ROANOKE, Va.- – Carilion Clinic is making sure it protects its patients from Hurricane Florence by keeping water out of the hospital.
As a precaution, the Roanoke hospital put up its flood-retaining wall. Sitting 6 feet off the ground level it is designed to block a lot of water and keep it out of the lobby. There are no patients housed on the first floor.
"Even if we put the flood walls up by the front door we'll still communicate through the media and through the website to let people know they can still access the hospital. The ED's will remain open no matter what the storm provides, we'll be here for everyone," said Tim Auwarter- vice president of clinical support.
They practice putting the wall up at least a few times of year whether it's needed or not. Hospital leaders say they're also planning to take a few patients evacuating from locations in the Carolinas.

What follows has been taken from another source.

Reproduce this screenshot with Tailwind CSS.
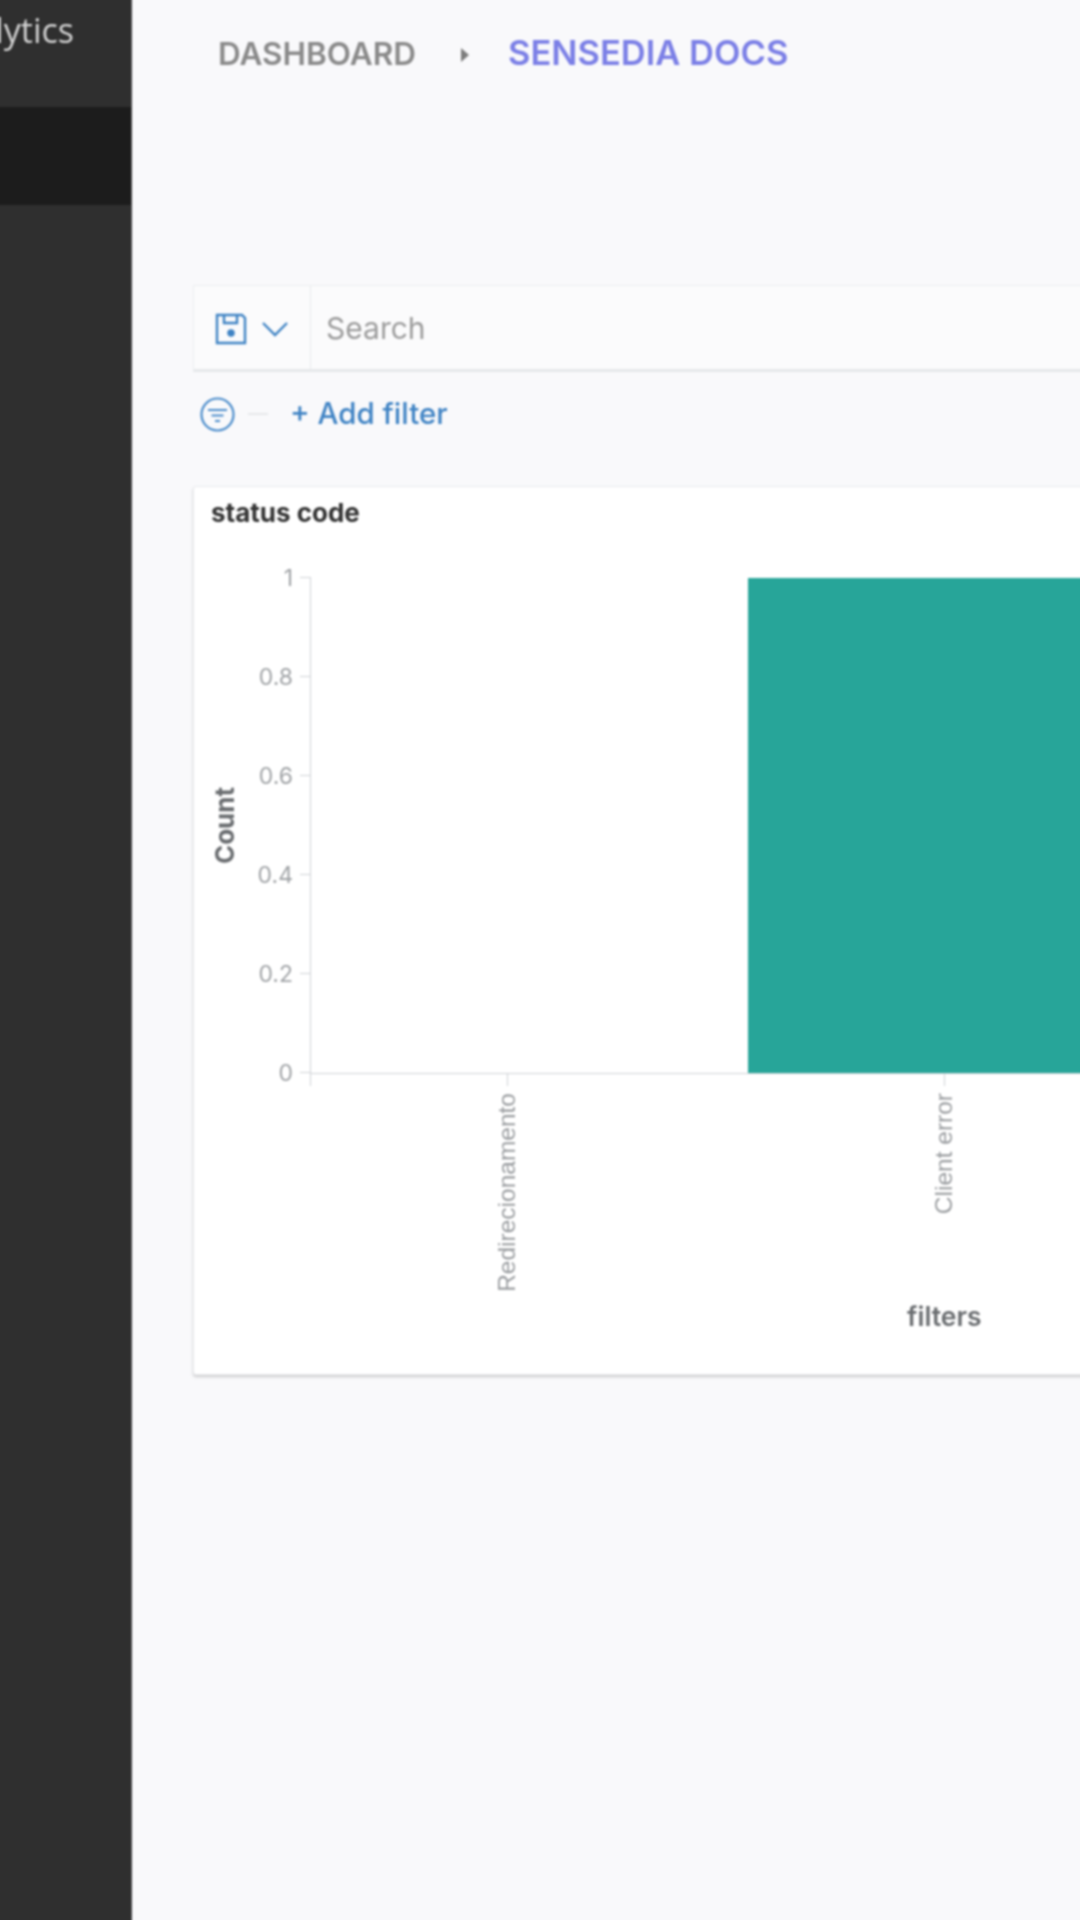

Hydro-operations staff with Appalachian Power are monitoring Florence right now and have been for days. APCO operates a total of six hydro-electric dams on the New and Roanoke rivers.
In preparation of rain from Hurricane Florence, the company is slowly reducing the adjusted levels at the Claytor Lake reservoirs on the New River. They want the level at about 18 1/2 feet.
This will help with water management issues.
"If it's in North Carolina for example, that's the headwaters for the New River. So it could affect our New River operations including Claytor. It looks as of today that is that more of the trend of where this storm may be going after it makes landfall," said John Shepelwich, Appalachian Power spokesman.
Operators can adjust the water levels on a daily basis if needed. Appalachian Power isn't sure how much the Smith Mountain and Leesville reservoirs will be affected yet.